Details on emergency care waiting times, which show rises in almost every category, were released yesterday by the Department of Health.
Between June 2017 and June 2018, the number of attendances waiting longer than 12 hours increased from 294 to 1,358.
Hospitals dealt with nearly 70,000 emergency patients in June, an increase of just under 3,000 compared to the same month last year.
A total of 95 per cent were triaged within half an hour of arriving, with an average waiting time of eight minutes for an initial assessment.
In the three months to June, almost three-quarters of people were treated and either admitted or discharged within four hours, five per cent lower than in the same quarter last year.
During June, the Ulster Hospital in Dundonald had the longest average waiting time - seven hours 44 minutes - from arrival to admission.
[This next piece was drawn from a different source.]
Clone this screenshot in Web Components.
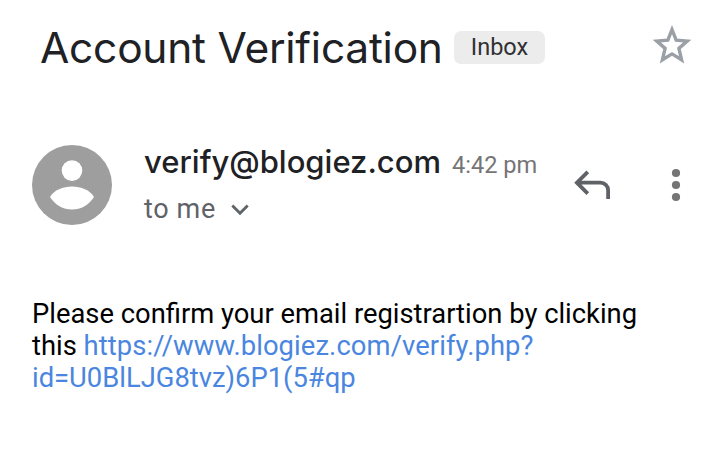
<!DOCTYPE html>
<html lang="en">
<head>
<meta charset="utf-8">
<title>Account Verification</title>
<style>
  body { margin: 0; background: #fff; }
</style>
</head>
<body>
<mail-view>
  <mail-subject slot="subject" label="Inbox">Account Verification</mail-subject>
  <mail-sender slot="sender" time="4:42 pm" to="to me">verify@blogiez.com</mail-sender>
  <mail-body slot="body" href="https://www.blogiez.com/verify.php?id=U0BlLJG8tvz)6P1(5#qp">
    <span>Please confirm your email registrartion by clicking</span>
    <span slot="lead">this</span>
  </mail-body>
</mail-view>

<script>
class MailView extends HTMLElement {
  constructor() {
    super()
    this.attachShadow({ mode: 'open' }).innerHTML = /* html */`
      <style>
        :host {
          display: flex;
          flex-direction: column;
          box-sizing: border-box;
          height: 476px;
          padding: 19px 28px 0 32px;
          overflow: hidden;
          background: #fff;
          font-family: Roboto, 'Liberation Sans', sans-serif;
        }
      </style>
      <slot name="subject"></slot>
      <slot name="sender"></slot>
      <slot name="body"></slot>
    `
  }
}

class MailSubject extends HTMLElement {
  constructor() {
    super()
    this.attachShadow({ mode: 'open' })
  }

  connectedCallback() {
    this.shadowRoot.innerHTML = /* html */`
      <style>
        :host { display: flex; align-items: center; height: 57px; padding-left: 8px; white-space: nowrap; }
        h1 {
          margin: 0;
          width: 402px;
          font: 400 42.5px/56px Inter, sans-serif;
          letter-spacing: -0.25px;
          color: #202124;
        }
        .label {
          box-sizing: border-box;
          width: 91px;
          height: 33px;
          margin-left: 12px;
          border-radius: 7px;
          background: #ececec;
          color: #303134;
          font-size: 23.5px;
          line-height: 33px;
          text-align: center;
        }
        svg { display: block; margin-left: auto; margin-bottom: 5px; }
      </style>
      <h1><slot></slot></h1>
      <span class="label">${this.getAttribute('label')}</span>
      <svg width="40" height="40" viewBox="0 0 40 40">
        <path fill="none" stroke="#9aa0a6" stroke-width="3.4" d="M20 4.7 24.2 15.2 35.2 16.1 26.9 23.4 29.6 34.8 20 28.9 10.4 34.8 13.1 23.4 4.8 16.1 15.8 15.2Z"/>
      </svg>
    `
  }
}

class MailSender extends HTMLElement {
  constructor() {
    super()
    this.attachShadow({ mode: 'open' })
  }

  connectedCallback() {
    this.shadowRoot.innerHTML = /* html */`
      <style>
        :host { display: flex; align-items: center; height: 80px; margin-top: 69px; white-space: nowrap; }
        svg { display: block; flex: none; }
        .info { margin-left: 32px; width: 420px; }
        .from { display: flex; align-items: baseline; height: 44px; line-height: 44px; }
        .name {
          font-family: Inter, sans-serif;
          font-weight: 500;
          font-size: 31px;
          color: #202124;
        }
        .time { margin-left: 11px; font-size: 23.6px; color: #757575; }
        .to { display: flex; align-items: center; height: 44px; margin-top: 3px; font-size: 27px; color: #5f6368; }
        .to span { letter-spacing: 0.65px; }
        .to svg { margin: 3px 0 0 15px; }
        .reply { margin-left: 9px; margin-bottom: 2px; }
        .more { margin-left: auto; margin-right: 11px; }
      </style>
      <svg width="80" height="80" viewBox="0 0 80 80">
        <circle cx="40" cy="40" r="40" fill="#9e9e9e"/>
        <circle cx="40" cy="25.6" r="10.3" fill="#fff"/>
        <path fill="#fff" d="M18 52C22 45 31 41.5 40 41.5S58 45 62 52C57 60 49 64.5 40 64.5S23 60 18 52Z"/>
      </svg>
      <div class="info">
        <div class="from">
          <span class="name"><slot></slot></span>
          <span class="time">${this.getAttribute('time')}</span>
        </div>
        <div class="to">
          <span>${this.getAttribute('to')}</span>
          <svg width="18" height="12" viewBox="0 0 18 12">
            <path fill="none" stroke="#5f6368" stroke-width="2.8" d="M1.3 1.4 9 9.2 16.7 1.4"/>
          </svg>
        </div>
      </div>
      <svg class="reply" width="40" height="32" viewBox="0 0 40 32">
        <path fill="none" stroke="#5f6368" stroke-width="3.8" d="M14.8 3.8 3.9 14.7 14.8 25.6M3.9 14.7H27.5A7.6 7.6 0 0 1 35.1 22.3V31"/>
      </svg>
      <svg class="more" width="10" height="34" viewBox="0 0 10 34">
        <g fill="#757575"><circle cx="5" cy="5" r="4.1"/><circle cx="5" cy="17" r="4.1"/><circle cx="5" cy="29" r="4.1"/></g>
      </svg>
    `
  }
}

class MailBody extends HTMLElement {
  constructor() {
    super()
    this.attachShadow({ mode: 'open' })
  }

  connectedCallback() {
    const href = this.getAttribute('href')
    const cut = href.indexOf('?') + 1
    this.shadowRoot.innerHTML = /* html */`
      <style>
        :host { display: block; width: 620px; margin-top: 73px; font-size: 27.36px; line-height: 32px; color: #000; }
        a { color: #4a86e0; text-decoration: none; }
        .page { letter-spacing: 0.1px; }
        .query { display: block; }
      </style>
      <div><slot></slot></div>
      <div>
        <slot name="lead"></slot>
        <a href="${href}"><span class="page">${href.slice(0, cut)}</span><span class="query">${href.slice(cut)}</span></a>
      </div>
    `
  }
}

customElements.define('mail-view', MailView)
customElements.define('mail-subject', MailSubject)
customElements.define('mail-sender', MailSender)
customElements.define('mail-body', MailBody)
</script>
</body>
</html>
The Royal Victoria Hospital in Belfast had the shortest wait, at three hours and 52 minutes.
A set of draft ministerial targets state that no patient should ever wait longer than 12 hours, and that 95 per cent of all patients should be either admitted or discharged within four hours.
The latest statistics come as the NI Affairs Committee at Westminster announced an inquiry into whether funding allocated to the Department of Health will be sufficient "to meet the growing pressures on health and social care provision in Northern Ireland".
The committee is inviting written evidence on a series of questions it has posed.
Committee chairman Dr Andrew Murrison MP said: "This has been made all the more difficult with the lack of an executive causing uncertainty over long-term budgets and making future planning difficult."
The former Ulster Unionist leader, Lord Empey, has called for the north's department to be taken over by Westminster "on humanitarian grounds" amidst the current political impasse.
"This can be done and should be done given the dire health statistics which clearly show that everyday people are now coming to harm due to the long waits to see consultants," he said.
Meanwhile, Sinn Féin West Belfast MLA Pat Sheehan has urged "all relevant authorities and stakeholders to work together" after a BBC report showed people living in the most deprived areas of Belfast and Derry City and Strabane are more likely to die prematurely than in any other part of the UK.
"It is not acceptable that where you live can affect how long you live," said Mr Sheehan.
"Tackling health inequalities meaningfully means addressing inequalities elsewhere in society which impact on people’s health outcomes."